### THE EXERCISE
Without the pictures, repeat the listing character for character.

### DATA EXTRACT

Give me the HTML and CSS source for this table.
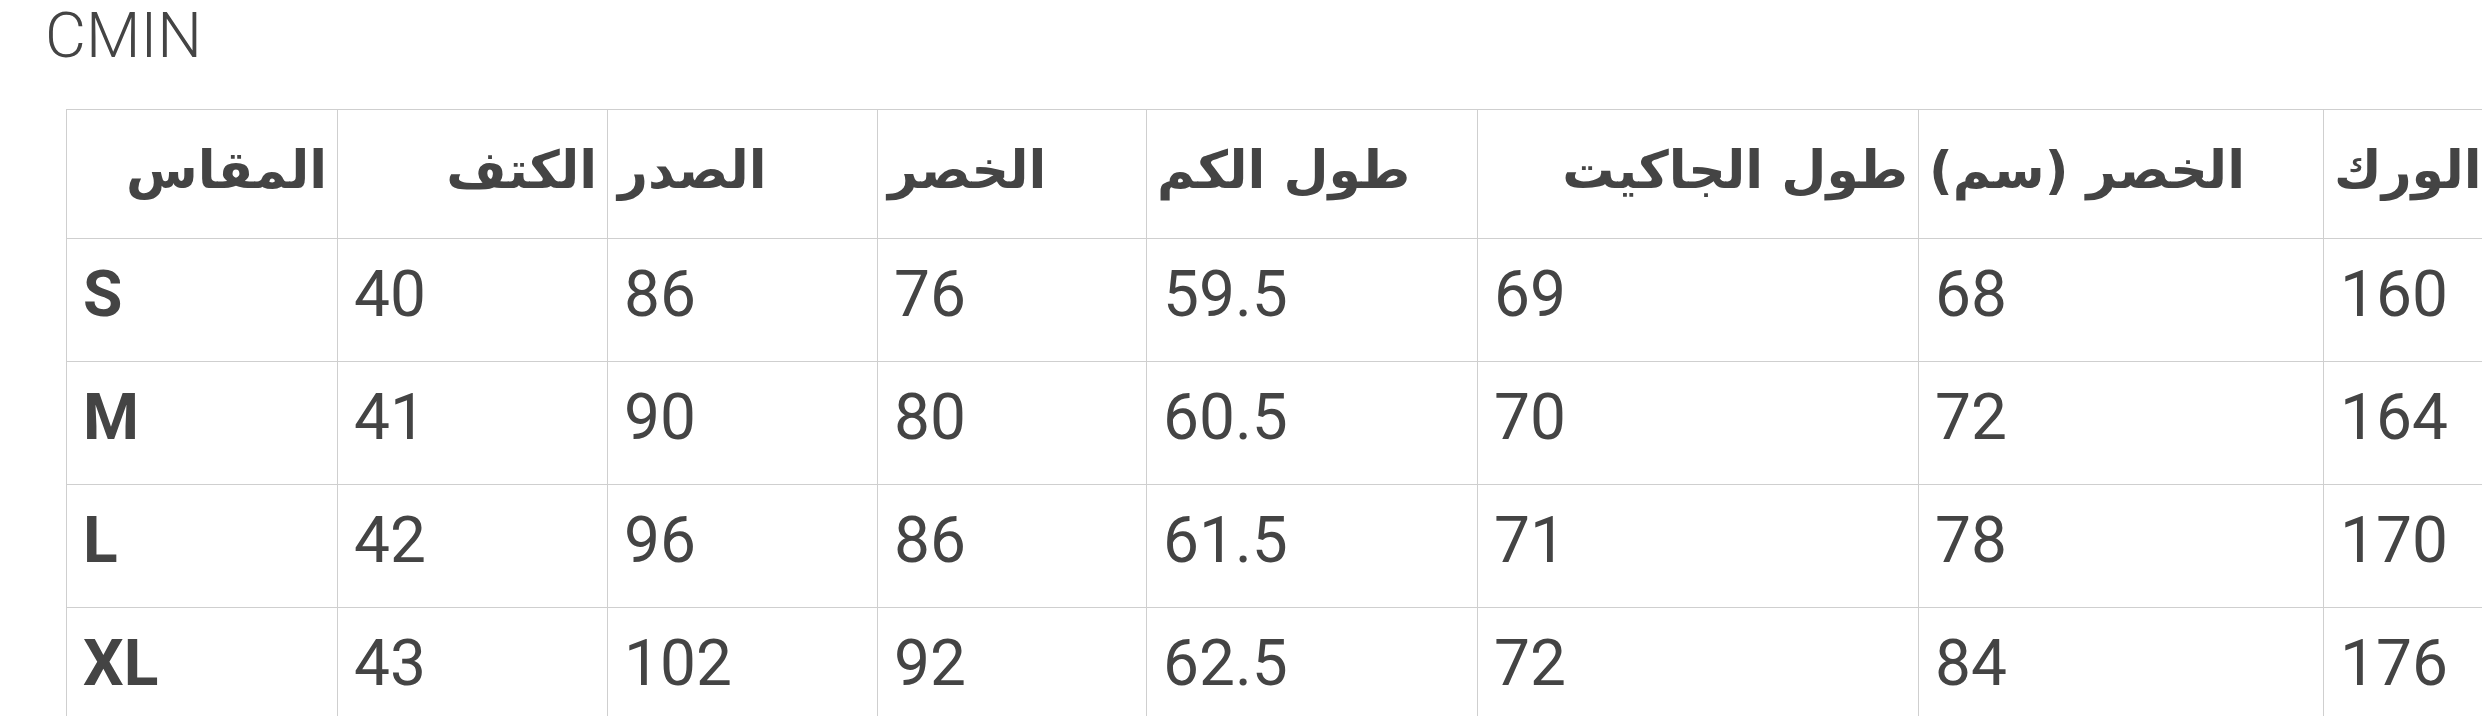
FILE: index.html
```html
<!DOCTYPE html>
<html lang="ar">
<head>
<meta charset="utf-8">
<title>CMIN</title>
<link rel="stylesheet" href="styles.css">
</head>
<body>
<div class="page">
  <h1 class="brand" dir="ltr">CMIN</h1>
  <div class="table-wrap" dir="ltr">
    <table class="size-table">
      <colgroup>
        <col class="c1"><col class="c2"><col class="c3"><col class="c4"><col class="c5"><col class="c6"><col class="c7"><col class="c8">
      </colgroup>
      <thead>
        <tr>
          <th class="h-r h1">المقاس</th>
          <th class="h-r h2">الكتف</th>
          <th class="h-l h3">الصدر</th>
          <th class="h-l h4">الخصر</th>
          <th class="h-l h5">طول الكم</th>
          <th class="h-r h6">طول الجاكيت</th>
          <th class="h-l h7">الخصر (سم)</th>
          <th class="h-l h8">الورك</th>
        </tr>
      </thead>
      <tbody>
        <tr><td class="size">S</td><td>40</td><td>86</td><td>76</td><td>59.5</td><td>69</td><td>68</td><td>160</td></tr>
        <tr><td class="size">M</td><td>41</td><td>90</td><td>80</td><td>60.5</td><td>70</td><td>72</td><td>164</td></tr>
        <tr><td class="size">L</td><td>42</td><td>96</td><td>86</td><td>61.5</td><td>71</td><td>78</td><td>170</td></tr>
        <tr><td class="size">XL</td><td>43</td><td>102</td><td>92</td><td>62.5</td><td>72</td><td>84</td><td>176</td></tr>
      </tbody>
    </table>
  </div>
</div>
</body>
</html>
```

FILE: styles.css
```css
html, body {
  margin: 0;
  padding: 0;
  background: #ffffff;
  overflow: hidden;
}

.page {
  width: 2482px;
  height: 716px;
  overflow: hidden;
  font-family: Roboto, "DejaVu Sans", sans-serif;
  color: #444444;
}

.brand {
  margin: 0;
  padding-left: 45px;
  font-size: 63px;
  line-height: 72px;
  font-weight: 300;
  color: #444444;
}

.table-wrap {
  padding-top: 37px;
  padding-left: 66px;
}

.size-table {
  border-collapse: collapse;
  table-layout: fixed;
  width: 2616px;
  border: 1px solid #cfcfcf;
}

.c1 { width: 271px; }
.c2 { width: 270px; }
.c3 { width: 270px; }
.c4 { width: 269px; }
.c5 { width: 331px; }
.c6 { width: 441px; }
.c7 { width: 405px; }
.c8 { width: 359px; }

.size-table th,
.size-table td {
  border: 1px solid #cfcfcf;
  white-space: nowrap;
  overflow: visible;
}

.size-table thead tr {
  height: 129px;
}

.size-table th {
  font-family: "DejaVu Sans", Roboto, sans-serif;
  font-weight: bold;
  font-size: 52px;
  line-height: 80px;
  padding: 0 10px 8px;
  vertical-align: middle;
  color: #444444;
}

.h-r { text-align: right; }
.h-l { text-align: left; }
.h1 { padding-right: 20px; }
.h2 { padding-right: 27px; }
.h5 { padding-left: 14px; }
.h6 { padding-right: 21px; }
.h8 { padding-left: 12px; }

.size-table tbody tr {
  height: 123px;
}

.size-table td {
  font-size: 64px;
  line-height: 80px;
  padding: 0 16px 10px;
  vertical-align: middle;
  text-align: left;
}

.size-table td.size {
  font-weight: bold;
}
```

### SOLUTION FOR THIS EXERCISE
Give me the HTML and CSS source for this table.
FILE: index.html
```html
<!DOCTYPE html>
<html lang="ar">
<head>
<meta charset="utf-8">
<title>CMIN</title>
<link rel="stylesheet" href="styles.css">
</head>
<body>
<div class="page">
  <h1 class="brand" dir="ltr">CMIN</h1>
  <div class="table-wrap" dir="ltr">
    <table class="size-table">
      <colgroup>
        <col class="c1"><col class="c2"><col class="c3"><col class="c4"><col class="c5"><col class="c6"><col class="c7"><col class="c8">
      </colgroup>
      <thead>
        <tr>
          <th class="h-r h1">المقاس</th>
          <th class="h-r h2">الكتف</th>
          <th class="h-l h3">الصدر</th>
          <th class="h-l h4">الخصر</th>
          <th class="h-l h5">طول الكم</th>
          <th class="h-r h6">طول الجاكيت</th>
          <th class="h-l h7">الخصر (سم)</th>
          <th class="h-l h8">الورك</th>
        </tr>
      </thead>
      <tbody>
        <tr><td class="size">S</td><td>40</td><td>86</td><td>76</td><td>59.5</td><td>69</td><td>68</td><td>160</td></tr>
        <tr><td class="size">M</td><td>41</td><td>90</td><td>80</td><td>60.5</td><td>70</td><td>72</td><td>164</td></tr>
        <tr><td class="size">L</td><td>42</td><td>96</td><td>86</td><td>61.5</td><td>71</td><td>78</td><td>170</td></tr>
        <tr><td class="size">XL</td><td>43</td><td>102</td><td>92</td><td>62.5</td><td>72</td><td>84</td><td>176</td></tr>
      </tbody>
    </table>
  </div>
</div>
</body>
</html>
```

FILE: styles.css
```css
html, body {
  margin: 0;
  padding: 0;
  background: #ffffff;
  overflow: hidden;
}

.page {
  width: 2482px;
  height: 716px;
  overflow: hidden;
  font-family: Roboto, "DejaVu Sans", sans-serif;
  color: #444444;
}

.brand {
  margin: 0;
  padding-left: 45px;
  font-size: 63px;
  line-height: 72px;
  font-weight: 300;
  color: #444444;
}

.table-wrap {
  padding-top: 37px;
  padding-left: 66px;
}

.size-table {
  border-collapse: collapse;
  table-layout: fixed;
  width: 2616px;
  border: 1px solid #cfcfcf;
}

.c1 { width: 271px; }
.c2 { width: 270px; }
.c3 { width: 270px; }
.c4 { width: 269px; }
.c5 { width: 331px; }
.c6 { width: 441px; }
.c7 { width: 405px; }
.c8 { width: 359px; }

.size-table th,
.size-table td {
  border: 1px solid #cfcfcf;
  white-space: nowrap;
  overflow: visible;
}

.size-table thead tr {
  height: 129px;
}

.size-table th {
  font-family: "DejaVu Sans", Roboto, sans-serif;
  font-weight: bold;
  font-size: 52px;
  line-height: 80px;
  padding: 0 10px 8px;
  vertical-align: middle;
  color: #444444;
}

.h-r { text-align: right; }
.h-l { text-align: left; }
.h1 { padding-right: 20px; }
.h2 { padding-right: 27px; }
.h5 { padding-left: 14px; }
.h6 { padding-right: 21px; }
.h8 { padding-left: 12px; }

.size-table tbody tr {
  height: 123px;
}

.size-table td {
  font-size: 64px;
  line-height: 80px;
  padding: 0 16px 10px;
  vertical-align: middle;
  text-align: left;
}

.size-table td.size {
  font-weight: bold;
}
```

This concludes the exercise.